→ **Written problem**
Your reply should be one number: the count of lines holding the word "React".

→ **Raw data**
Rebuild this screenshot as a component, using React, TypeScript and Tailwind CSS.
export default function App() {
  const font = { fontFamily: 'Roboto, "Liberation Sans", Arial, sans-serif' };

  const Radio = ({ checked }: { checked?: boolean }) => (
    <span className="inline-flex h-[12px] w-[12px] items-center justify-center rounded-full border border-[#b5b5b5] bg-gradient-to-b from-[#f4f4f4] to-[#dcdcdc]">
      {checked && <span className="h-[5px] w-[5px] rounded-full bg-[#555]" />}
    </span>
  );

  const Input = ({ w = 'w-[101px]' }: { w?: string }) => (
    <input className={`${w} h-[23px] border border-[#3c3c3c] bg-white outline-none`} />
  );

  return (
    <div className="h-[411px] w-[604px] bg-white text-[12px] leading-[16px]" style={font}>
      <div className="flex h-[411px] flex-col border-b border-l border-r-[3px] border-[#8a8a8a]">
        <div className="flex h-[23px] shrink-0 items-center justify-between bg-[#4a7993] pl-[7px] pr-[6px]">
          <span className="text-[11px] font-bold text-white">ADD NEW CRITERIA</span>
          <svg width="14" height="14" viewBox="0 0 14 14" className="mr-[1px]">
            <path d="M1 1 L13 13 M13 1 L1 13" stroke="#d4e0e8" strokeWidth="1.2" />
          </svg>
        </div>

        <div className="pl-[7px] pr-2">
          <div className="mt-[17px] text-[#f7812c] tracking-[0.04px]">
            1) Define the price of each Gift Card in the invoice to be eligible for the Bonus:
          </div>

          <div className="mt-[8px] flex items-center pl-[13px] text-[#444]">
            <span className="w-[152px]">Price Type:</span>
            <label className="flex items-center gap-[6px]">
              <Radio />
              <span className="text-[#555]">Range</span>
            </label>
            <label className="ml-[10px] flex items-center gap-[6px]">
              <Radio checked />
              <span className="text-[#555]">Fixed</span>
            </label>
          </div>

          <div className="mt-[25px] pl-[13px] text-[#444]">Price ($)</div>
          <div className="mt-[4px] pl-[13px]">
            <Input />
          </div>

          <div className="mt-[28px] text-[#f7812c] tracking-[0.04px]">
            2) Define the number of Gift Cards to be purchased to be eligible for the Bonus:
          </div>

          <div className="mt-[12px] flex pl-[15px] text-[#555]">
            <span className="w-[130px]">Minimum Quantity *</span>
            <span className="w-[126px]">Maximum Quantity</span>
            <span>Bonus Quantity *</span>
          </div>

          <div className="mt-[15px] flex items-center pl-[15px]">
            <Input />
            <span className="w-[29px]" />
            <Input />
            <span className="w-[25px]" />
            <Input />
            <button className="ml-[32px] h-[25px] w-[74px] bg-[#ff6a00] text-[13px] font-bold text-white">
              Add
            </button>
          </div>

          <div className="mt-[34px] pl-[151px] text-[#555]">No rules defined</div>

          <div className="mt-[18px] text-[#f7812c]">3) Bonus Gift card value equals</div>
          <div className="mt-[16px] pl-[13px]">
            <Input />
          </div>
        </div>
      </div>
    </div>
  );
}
* * *
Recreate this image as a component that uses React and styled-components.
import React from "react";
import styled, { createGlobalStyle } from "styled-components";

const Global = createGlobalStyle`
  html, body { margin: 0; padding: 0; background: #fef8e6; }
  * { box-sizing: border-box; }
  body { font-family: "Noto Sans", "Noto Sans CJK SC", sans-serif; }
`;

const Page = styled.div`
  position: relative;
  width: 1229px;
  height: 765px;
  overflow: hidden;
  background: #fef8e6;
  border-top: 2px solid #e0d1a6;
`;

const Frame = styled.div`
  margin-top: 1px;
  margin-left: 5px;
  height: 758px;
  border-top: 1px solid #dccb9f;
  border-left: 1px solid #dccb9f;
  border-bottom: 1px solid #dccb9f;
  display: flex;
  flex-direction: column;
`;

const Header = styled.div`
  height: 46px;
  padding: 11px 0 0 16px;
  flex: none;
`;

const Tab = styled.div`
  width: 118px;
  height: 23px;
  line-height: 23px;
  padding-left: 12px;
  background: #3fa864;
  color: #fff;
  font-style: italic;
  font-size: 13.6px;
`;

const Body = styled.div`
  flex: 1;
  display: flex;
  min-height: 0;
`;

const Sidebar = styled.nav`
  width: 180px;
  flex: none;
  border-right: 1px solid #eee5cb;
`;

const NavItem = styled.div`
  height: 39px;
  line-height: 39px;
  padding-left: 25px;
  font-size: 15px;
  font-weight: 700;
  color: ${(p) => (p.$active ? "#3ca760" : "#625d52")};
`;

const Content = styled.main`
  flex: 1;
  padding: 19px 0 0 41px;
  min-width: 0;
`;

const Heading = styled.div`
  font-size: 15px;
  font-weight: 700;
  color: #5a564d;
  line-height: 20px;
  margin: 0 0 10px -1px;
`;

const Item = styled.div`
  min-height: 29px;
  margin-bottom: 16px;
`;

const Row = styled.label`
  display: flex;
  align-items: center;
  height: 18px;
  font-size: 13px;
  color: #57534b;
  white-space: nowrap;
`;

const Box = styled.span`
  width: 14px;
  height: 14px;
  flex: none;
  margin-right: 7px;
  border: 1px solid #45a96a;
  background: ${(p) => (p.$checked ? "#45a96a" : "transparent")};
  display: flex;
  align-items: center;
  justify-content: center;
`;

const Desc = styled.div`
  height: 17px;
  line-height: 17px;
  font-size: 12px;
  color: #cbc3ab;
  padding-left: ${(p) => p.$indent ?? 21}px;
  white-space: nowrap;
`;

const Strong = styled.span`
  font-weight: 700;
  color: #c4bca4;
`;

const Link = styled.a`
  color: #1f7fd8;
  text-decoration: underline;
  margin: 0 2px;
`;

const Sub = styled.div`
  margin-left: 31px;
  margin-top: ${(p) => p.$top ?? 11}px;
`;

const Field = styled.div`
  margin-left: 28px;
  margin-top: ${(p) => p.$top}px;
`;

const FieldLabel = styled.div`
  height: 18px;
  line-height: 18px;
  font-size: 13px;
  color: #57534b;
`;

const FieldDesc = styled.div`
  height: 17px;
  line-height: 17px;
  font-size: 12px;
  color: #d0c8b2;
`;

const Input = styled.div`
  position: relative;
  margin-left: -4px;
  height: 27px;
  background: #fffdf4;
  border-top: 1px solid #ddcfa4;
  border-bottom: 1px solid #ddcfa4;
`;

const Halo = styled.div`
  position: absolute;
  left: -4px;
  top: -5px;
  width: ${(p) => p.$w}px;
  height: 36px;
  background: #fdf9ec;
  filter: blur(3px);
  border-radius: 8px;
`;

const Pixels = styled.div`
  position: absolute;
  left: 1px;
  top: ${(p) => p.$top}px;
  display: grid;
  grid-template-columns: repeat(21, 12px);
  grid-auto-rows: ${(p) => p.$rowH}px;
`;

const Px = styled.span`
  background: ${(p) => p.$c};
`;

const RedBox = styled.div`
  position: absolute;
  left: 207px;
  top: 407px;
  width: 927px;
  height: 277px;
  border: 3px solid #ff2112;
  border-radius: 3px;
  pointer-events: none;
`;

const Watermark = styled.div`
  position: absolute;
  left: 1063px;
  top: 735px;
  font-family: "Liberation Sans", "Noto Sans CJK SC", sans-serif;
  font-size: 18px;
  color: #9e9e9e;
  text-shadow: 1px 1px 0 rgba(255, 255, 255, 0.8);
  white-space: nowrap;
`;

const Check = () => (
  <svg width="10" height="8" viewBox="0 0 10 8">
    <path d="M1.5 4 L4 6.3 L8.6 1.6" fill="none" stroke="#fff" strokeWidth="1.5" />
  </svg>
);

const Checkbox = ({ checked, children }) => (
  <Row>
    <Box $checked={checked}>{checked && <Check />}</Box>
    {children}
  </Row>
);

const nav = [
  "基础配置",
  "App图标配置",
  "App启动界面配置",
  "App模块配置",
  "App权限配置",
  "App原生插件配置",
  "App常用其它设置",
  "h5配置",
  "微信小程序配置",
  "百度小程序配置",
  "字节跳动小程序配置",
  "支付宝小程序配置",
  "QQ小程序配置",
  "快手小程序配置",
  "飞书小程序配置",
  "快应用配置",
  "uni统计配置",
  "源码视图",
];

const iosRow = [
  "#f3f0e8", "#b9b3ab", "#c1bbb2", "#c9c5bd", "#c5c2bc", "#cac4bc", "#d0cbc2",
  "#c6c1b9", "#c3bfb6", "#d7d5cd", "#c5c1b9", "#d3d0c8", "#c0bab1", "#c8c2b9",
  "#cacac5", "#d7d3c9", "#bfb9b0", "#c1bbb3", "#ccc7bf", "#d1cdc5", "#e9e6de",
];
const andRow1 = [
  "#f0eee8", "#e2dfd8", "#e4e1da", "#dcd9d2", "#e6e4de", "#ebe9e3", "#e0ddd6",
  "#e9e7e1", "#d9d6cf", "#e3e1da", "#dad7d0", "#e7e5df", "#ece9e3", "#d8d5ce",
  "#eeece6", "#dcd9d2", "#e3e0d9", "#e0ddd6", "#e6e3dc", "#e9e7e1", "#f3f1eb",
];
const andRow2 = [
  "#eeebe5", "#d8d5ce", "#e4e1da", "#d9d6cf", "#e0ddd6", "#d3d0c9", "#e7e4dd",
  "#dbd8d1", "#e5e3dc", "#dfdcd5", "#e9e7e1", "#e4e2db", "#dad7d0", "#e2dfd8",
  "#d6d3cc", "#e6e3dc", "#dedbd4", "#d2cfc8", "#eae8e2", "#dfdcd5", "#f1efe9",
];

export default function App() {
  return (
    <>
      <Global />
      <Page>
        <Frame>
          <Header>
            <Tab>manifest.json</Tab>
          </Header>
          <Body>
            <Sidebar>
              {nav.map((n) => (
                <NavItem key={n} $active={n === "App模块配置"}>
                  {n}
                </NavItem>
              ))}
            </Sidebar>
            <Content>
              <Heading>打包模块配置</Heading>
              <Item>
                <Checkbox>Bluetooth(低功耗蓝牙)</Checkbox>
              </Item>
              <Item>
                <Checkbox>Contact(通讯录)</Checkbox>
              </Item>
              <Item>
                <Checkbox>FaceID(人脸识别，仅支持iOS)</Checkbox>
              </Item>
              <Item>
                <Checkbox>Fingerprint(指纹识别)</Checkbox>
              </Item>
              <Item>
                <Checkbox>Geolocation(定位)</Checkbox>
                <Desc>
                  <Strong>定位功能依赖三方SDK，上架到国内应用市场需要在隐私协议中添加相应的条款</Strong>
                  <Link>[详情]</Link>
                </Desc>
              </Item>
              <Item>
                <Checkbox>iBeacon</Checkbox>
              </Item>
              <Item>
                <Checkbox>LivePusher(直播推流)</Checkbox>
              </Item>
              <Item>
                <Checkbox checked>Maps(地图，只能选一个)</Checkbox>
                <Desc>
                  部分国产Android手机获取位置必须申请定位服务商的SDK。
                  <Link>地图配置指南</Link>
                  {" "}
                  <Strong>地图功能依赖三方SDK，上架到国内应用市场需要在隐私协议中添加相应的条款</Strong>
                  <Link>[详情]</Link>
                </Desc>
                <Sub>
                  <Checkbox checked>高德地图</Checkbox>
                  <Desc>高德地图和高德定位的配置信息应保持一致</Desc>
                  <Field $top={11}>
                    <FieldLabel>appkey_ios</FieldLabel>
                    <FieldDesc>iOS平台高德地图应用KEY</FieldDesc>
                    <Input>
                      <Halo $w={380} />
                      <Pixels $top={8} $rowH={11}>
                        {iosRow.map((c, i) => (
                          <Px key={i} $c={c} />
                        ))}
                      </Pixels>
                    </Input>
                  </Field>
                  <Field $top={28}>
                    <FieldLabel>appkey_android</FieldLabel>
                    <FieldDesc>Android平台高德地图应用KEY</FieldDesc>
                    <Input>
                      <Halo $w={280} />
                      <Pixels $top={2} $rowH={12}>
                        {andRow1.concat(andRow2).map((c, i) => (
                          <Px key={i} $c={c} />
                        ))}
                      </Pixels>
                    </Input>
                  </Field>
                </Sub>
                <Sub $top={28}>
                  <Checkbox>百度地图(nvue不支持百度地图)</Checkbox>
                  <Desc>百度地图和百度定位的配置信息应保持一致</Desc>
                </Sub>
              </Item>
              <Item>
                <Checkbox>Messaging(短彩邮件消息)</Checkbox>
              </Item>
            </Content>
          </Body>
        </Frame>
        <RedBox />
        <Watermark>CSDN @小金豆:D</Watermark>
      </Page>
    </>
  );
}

→ **Task answer**
3